Kultur, Geschichte & Management
Hamburg will Musical-Hauptstadt Europas werden

Heinestadt Hamburg, klingt doch prima. Oder Brahmsstadt Hamburg, auch nicht schlecht.

Doch die Hanseaten setzen lieber auf die „Musicalstadt Hamburg“, denn die Shows von Disney und Co. bringen das große Geld in die Stadt: Mehr als zwei Millionen Touristen kommen derzeit pro Jahr, um den „König der Löwen“, „Tarzan“ oder „Rocky“ zu sehen. Nun sind zwei weitere Spielstätten im Bau und die Tourismusexperten sehen Hamburg schon als Musical-Hauptstadt Europas.

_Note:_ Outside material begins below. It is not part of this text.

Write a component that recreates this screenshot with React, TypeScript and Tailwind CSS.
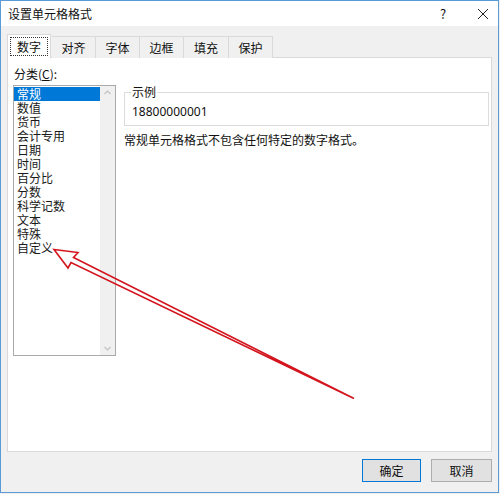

Halb Industriebau, halb Raumschiff: Der Neubau der Stage Entertainment, unmittelbar neben das „König der Löwen-Zelt“ im Hamburger Hafen platziert, ist schon gut ein Jahr vor der Eröffnung ein echter Eyecatcher. Eine kompakte Architektur mit gerundeter Glasfassade, mehr breit als hoch, über und über mit silbergrauen „Schuppen“ bedeckt. Die 10.000 Edelstahlschindeln reflektieren das Licht quer über die Elbe, bis zu den gegenüberliegenden St. Pauli Landungsbrücken, wo die Touristen schon neugierig die Hälse recken. Hochtief, das Bauunternehmen, das in den vergangenen Jahren durch die Elbphilharmonie immer wieder in den Negativschlagzeilen war, scheint mit dem 65 Millionen teuren Projekt offenbar keine Probleme zu haben. Der Rohbau steht, der Zeitplan ebenfalls, im kommenden Herbst soll das Haus, das über 4.300 Quadratmeter Grundfläche und 1850 Sitzplätze verfügt, eröffnet werden. Der Name des neuen Theaters steht noch nicht fest, ebenso wenig die Auftakt-Produktion. Klar ist jedoch, dass es eine Deutschlandpremiere wird, wenn nicht sogar eine Uraufführung.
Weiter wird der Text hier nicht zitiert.